EL CÍRCULO
Escribe Ángel Gavidia Ruiz
Era por este mismo tiempo. Es decir, tiempo de lluvias allá en la sierra, en el caserío. Era el día del retorno. Ese día amarrado a su noche. El ajetreo. Ese espacio de turbulencia espiritual en donde la despedida hacía zozobrar el agua que, en otro momento, pudo correr fluida, tranquilamente por el lugar de los afectos. La despedida.
Mi padre no dormía. Pasaba la noche revisando los aperos, dando de comer a los caballos y escribiendo cartas y cartas para los familiares asentados en la capital. Mi madre a las cuatro de la mañana ya estaba alimentando con gruesos leños el fogón para el caldo de rigor. A las cinco bajaba yo del dormitorio. Mi padre me daba las últimas recomendaciones que siempre fueron las mismas, mi madre me servía el humeante potaje en un plato hondo y el caballo, ya ensillado, esperaba en la puerta. Todo estaba listo. Pero ¿cómo contar ese ardor en el pecho, ese hervor especial, ese desasosiego triste ante la inminencia de la partida?
Tratábamos de conservar la calma. De descubrir buenas señales como el canto de algún pájaro asociados con la buena suerte y hasta el inofensivo tránsito de una arañita por la mesa. Intentábamos estirar el tiempo, pero ya no era posible sin que se rompiera el plan. Entonces llegaba el adiós.

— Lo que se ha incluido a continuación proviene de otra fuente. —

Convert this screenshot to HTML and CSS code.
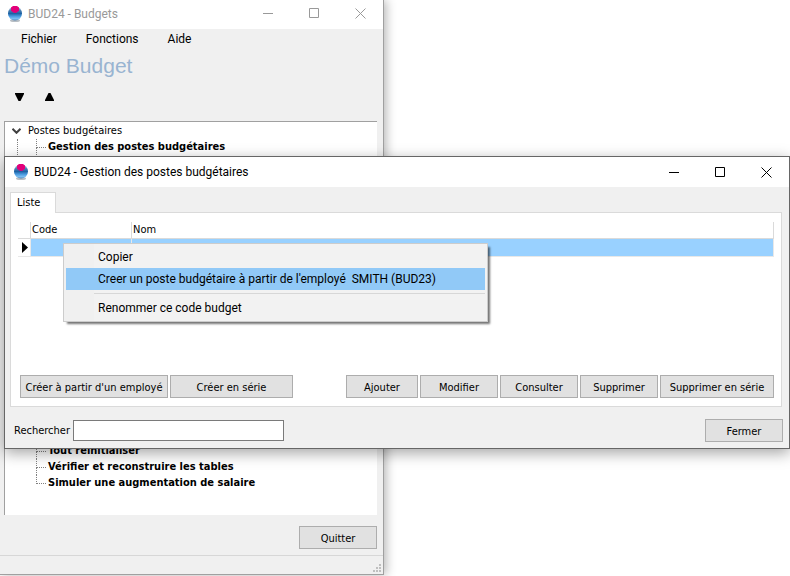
FILE: index.html
```html
<!DOCTYPE html>
<html lang="fr">
<head>
  <meta charset="UTF-8" />
  <meta name="viewport" content="width=device-width, initial-scale=1.0" />
  <title>BUD24 - Budgets</title>
  <link rel="stylesheet" href="styles.css">
</head>
<body>
  <svg class="defs" aria-hidden="true">
    <defs>
      <linearGradient id="ball" x1="0" y1="0" x2="0" y2="1">
        <stop offset="0" stop-color="#a9c4de" />
        <stop offset="0.3" stop-color="#4a7fb0" />
        <stop offset="0.5" stop-color="#1d62a4" />
        <stop offset="0.7" stop-color="#4a9be0" />
        <stop offset="0.88" stop-color="#7fc0f2" />
        <stop offset="1" stop-color="#4a80b0" />
      </linearGradient>
      <symbol id="logo" viewBox="0 0 16 18">
        <ellipse cx="8" cy="15.500" rx="5" ry="1.500" fill="#b8bec4" />
        <circle cx="8" cy="8.500" r="7" fill="url(#ball)" />
        <path d="M4 2.500L6 1h4l2 1.500v3L10 7.500L8 8L6 7.500L4 5.500z" fill="#e2007a" />
      </symbol>
      <symbol id="minimize" viewBox="0 0 11 11"><path d="M0 5.500h10" /></symbol>
      <symbol id="maximize" viewBox="0 0 11 11"><path d="M.5 .5h9v9h-9z" /></symbol>
      <symbol id="close" viewBox="0 0 11 11"><path d="M.5 .5l10 10M10.500 .5l-10 10" /></symbol>
    </defs>
  </svg>

  <main class="desktop">
    <section class="window main-window">
      <header class="title-bar">
        <svg class="logo"><use href="#logo" /></svg>
        <h1>BUD24 - Budgets</h1>
        <button class="win-btn" aria-label="Réduire"><svg><use href="#minimize" /></svg></button>
        <button class="win-btn" aria-label="Agrandir"><svg><use href="#maximize" /></svg></button>
        <button class="win-btn" aria-label="Fermer"><svg><use href="#close" /></svg></button>
      </header>

      <nav class="menu-bar">
        <a href="#">Fichier</a>
        <a href="#">Fonctions</a>
        <a href="#">Aide</a>
      </nav>

      <h2 class="company">Démo Budget</h2>

      <div class="arrows">
        <button aria-label="Descendre"><svg viewBox="0 0 9 8"><path d="M0 0h9v1L5.500 8h-2L0 1z" /></svg></button>
        <button aria-label="Monter"><svg viewBox="0 0 9 8"><path d="M0 8h9V7L5.500 0h-2L0 7z" /></svg></button>
      </div>

      <div class="tree">
        <div class="tree-root">
          <svg viewBox="0 0 9 6"><path d="M.5 .8l4 4l4-4" /></svg>
          <span>Postes budgétaires</span>
        </div>
        <ul class="tree-open">
          <li>Gestion des postes budgétaires</li>
        </ul>
        <ul class="tree-end">
          <li>Tout réinitialiser</li>
          <li>Vérifier et reconstruire les tables</li>
          <li>Simuler une augmentation de salaire</li>
        </ul>
      </div>

      <div class="main-actions">
        <button class="btn">Quitter</button>
      </div>
      <footer class="status-bar">
        <svg viewBox="0 0 8 8"><path d="M6 0h2v2H6zM3 3h2v2H3zM6 3h2v2H6zM0 6h2v2H0zM3 6h2v2H3zM6 6h2v2H6z" /></svg>
      </footer>
    </section>

    <section class="window dialog">
      <header class="title-bar">
        <svg class="logo"><use href="#logo" /></svg>
        <h1>BUD24 - Gestion des postes budgétaires</h1>
        <button class="win-btn" aria-label="Réduire"><svg><use href="#minimize" /></svg></button>
        <button class="win-btn" aria-label="Agrandir"><svg><use href="#maximize" /></svg></button>
        <button class="win-btn" aria-label="Fermer"><svg><use href="#close" /></svg></button>
      </header>

      <div class="dialog-body">
        <button class="tab">Liste</button>
        <div class="panel">
          <table class="grid">
            <thead>
              <tr>
                <th class="col-mark"></th>
                <th class="col-code">Code</th>
                <th>Nom</th>
              </tr>
            </thead>
            <tbody>
              <tr>
                <td class="col-mark"><svg viewBox="0 0 6 11"><path d="M0 0l6 5.500L0 11z" /></svg></td>
                <td></td>
                <td></td>
              </tr>
            </tbody>
          </table>

          <div class="actions">
            <button class="btn btn-create">Créer à partir d'un employé</button>
            <button class="btn btn-series">Créer en série</button>
            <span class="spacer"></span>
            <button class="btn btn-add">Ajouter</button>
            <button class="btn">Modifier</button>
            <button class="btn">Consulter</button>
            <button class="btn">Supprimer</button>
            <button class="btn btn-delete">Supprimer en série</button>
          </div>
        </div>

        <div class="search">
          <label for="search">Rechercher</label>
          <input type="text" id="search" />
          <span class="spacer"></span>
          <button class="btn">Fermer</button>
        </div>
      </div>

      <div class="context-menu" role="menu">
        <button role="menuitem">Copier</button>
        <button role="menuitem" class="selected">Creer un poste budgétaire à partir de l'employé&nbsp; SMITH (BUD23)</button>
        <hr />
        <button role="menuitem">Renommer ce code budget</button>
      </div>
    </section>
  </main>
</body>
</html>
```
FILE: styles.css
```css
:root {
  --face: #f0f0f0;
  --line: #dadada;
  --select: #99d1ff;
  --ui: Roboto, "Noto Sans", sans-serif;
  --small: "DejaVu Sans Condensed", "DejaVu Sans", sans-serif;
}
* {
  box-sizing: border-box;
}
body {
  margin: 0;
  background: white;
  color: black;
  font: 11px/16px var(--small);
}
button {
  font: inherit;
  color: inherit;
  padding: 0;
  border: none;
  background: none;
}
ul {
  list-style: none;
  margin: 0;
  padding: 0;
}
.defs {
  position: absolute;
  width: 0;
  height: 0;
}
.desktop {
  position: relative;
  height: 100vh;
  overflow: hidden;
}
.window {
  position: absolute;
  display: flex;
  flex-direction: column;
  background: var(--face);
}

/* Title bars */
.title-bar {
  display: flex;
  align-items: center;
  height: 30px;
  padding-left: 8px;
  background: white;
}
.title-bar h1 {
  flex: 1;
  margin: 0 0 0 5px;
  font: 12px/16px var(--ui);
  white-space: nowrap;
}
.logo {
  width: 16px;
  height: 18px;
}
.win-btn {
  display: grid;
  place-items: center;
  width: 46px;
  height: 100%;
}
.win-btn svg {
  width: 11px;
  height: 11px;
  fill: none;
  stroke: currentColor;
}

/* Main window */
.main-window {
  top: 0;
  left: 0;
  width: 384px;
  height: calc(100vh - 1px);
  border: solid #a0a0a0;
  border-width: 0 1px 1px 0;
  box-shadow: 2px 0 10px rgba(0, 0, 0, 0.3);
}
.main-window .title-bar {
  height: 29px;
  padding: 0 0 2px 7px;
  color: #999;
}
.menu-bar {
  display: flex;
  gap: 29px;
  padding: 2px 21px;
  font: 12px/16px var(--ui);
}
.menu-bar a {
  color: black;
  text-decoration: none;
}
.company {
  margin: 5px 4px 0;
  color: #99b4d1;
  font: 21px/24px "Liberation Sans", Arial, sans-serif;
}
.arrows {
  display: flex;
  gap: 21px;
  padding: 15px;
}
.arrows svg {
  display: block;
  width: 9px;
  height: 8px;
}
.tree {
  flex: 1;
  margin: 5px 6px 0 4px;
  padding-top: 1px;
  border: solid #a0a0a0;
  border-width: 1px 0 0 1px;
  background: white;
}
.tree-root {
  display: flex;
  align-items: center;
  gap: 7px;
  padding-left: 7px;
}
.tree-root svg {
  width: 9px;
  height: 6px;
  fill: none;
  stroke: #404040;
  stroke-width: 2;
}
.tree-open {
  height: 304px;
  margin-left: 12px;
  padding-left: 18px;
  border-left: 1px dotted #808080;
}
.tree-end {
  margin-left: 31px;
}
.tree li {
  position: relative;
  padding-left: 12px;
  font-weight: bold;
}
.tree li::before {
  content: "";
  position: absolute;
  top: 0;
  left: 0;
  width: 9px;
  height: 8px;
  border: dotted #808080;
  border-width: 0 0 1px 1px;
}
.tree li:not(.tree-end li:last-child)::after {
  content: "";
  position: absolute;
  top: 8px;
  left: 0;
  height: 8px;
  border-left: 1px dotted #808080;
}
.main-actions {
  display: flex;
  justify-content: flex-end;
  padding: 11px 6px 6px;
}
.status-bar {
  display: flex;
  justify-content: flex-end;
  align-items: flex-end;
  height: 19px;
  padding: 2px;
  border-top: 1px solid #d7d7d7;
}
.status-bar svg {
  width: 8px;
  height: 8px;
  fill: #bfbfbf;
}

/* Buttons */
.btn {
  width: 78px;
  height: 23px;
  padding-top: 2px;
  border: 1px solid #adadad;
  background: #e1e1e1;
  white-space: nowrap;
}
.btn-create { width: 148px; }
.btn-series { width: 123px; }
.btn-add { width: 72px; }
.btn-delete { width: 114px; }
.spacer {
  flex: 1;
}

/* Dialog */
.dialog {
  top: 156px;
  left: 4px;
  right: 0;
  border: 1px solid #666;
  box-shadow: 0 4px 14px rgba(0, 0, 0, 0.36);
}
.dialog-body {
  padding: 5px 6px 6px 5px;
}
.tab {
  position: relative;
  display: block;
  width: 46px;
  height: 21px;
  margin-bottom: -1px;
  padding: 0 0 1px 6px;
  border: 1px solid var(--line);
  border-bottom: none;
  background: white;
  text-align: left;
}
.panel {
  display: flex;
  flex-direction: column;
  justify-content: space-between;
  margin-right: 1px;
  min-height: 195px;
  padding: 9px 7px 8px;
  border: 1px solid var(--line);
  background: white;
}
.grid {
  width: 100%;
  border-collapse: separate;
  border-spacing: 0;
  table-layout: fixed;
}
.grid th,
.grid td {
  height: 17px;
  padding: 0 1px;
  border-right: 1px solid var(--line);
  border-bottom: 1px solid var(--line);
  font-weight: normal;
  text-align: left;
}
.grid td {
  height: 18px;
  border-color: #e8e8e8;
  background: var(--select);
}
.grid .col-mark {
  width: 13px;
  background: white;
}
.grid .col-code {
  width: 101px;
}
.grid td svg {
  display: block;
  width: 6px;
  height: 11px;
  margin-left: 3px;
}
.actions {
  display: flex;
  gap: 2px;
  padding-left: 2px;
}
.search {
  display: flex;
  align-items: center;
  gap: 3px;
  padding: 12px 0 0 4px;
}
.search input {
  width: 211px;
  height: 21px;
  padding: 0 4px;
  border: 1px solid #7a7a7a;
  background: white;
  font: inherit;
}

/* Context menu, lies over the grid */
.context-menu {
  position: absolute;
  top: 86px;
  left: 58px;
  width: 425px;
  padding: 2px;
  border: 1px solid #ccc;
  background: linear-gradient(90deg, #f0f0f0 30px, #f2f2f2 30px);
  box-shadow: 3px 3px 2px -1px rgba(0, 0, 0, 0.55);
  font: 12px/22px var(--ui);
}
.context-menu button {
  display: block;
  width: 100%;
  height: 22px;
  padding-left: 32px;
  text-align: left;
  white-space: nowrap;
}
.context-menu .selected {
  background: #91c9f7;
}
.context-menu hr {
  margin: 3px 0 3px 28px;
  border: none;
  border-top: 1px solid #d7d7d7;
}
```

Hoy que debo despedir a mis hijos se repite la historia. Algo cambiada pero, como dice Silvio Rodríguez, es igual. Ya no son los caballos. Ahora es una convocatoria al taxi por celular. Ya no son los caminos de herradura, ahora son los aires. Ya no es el riesgo de la tempestad, ahora, solo, el cielo nublado. Pero, créanme, es el mismo hervor de pecho, la misma agraria tristeza de esos años, que, aunque hace varias décadas la experimenté como hijo, ahora la siento multiplicada como padre. El círculo.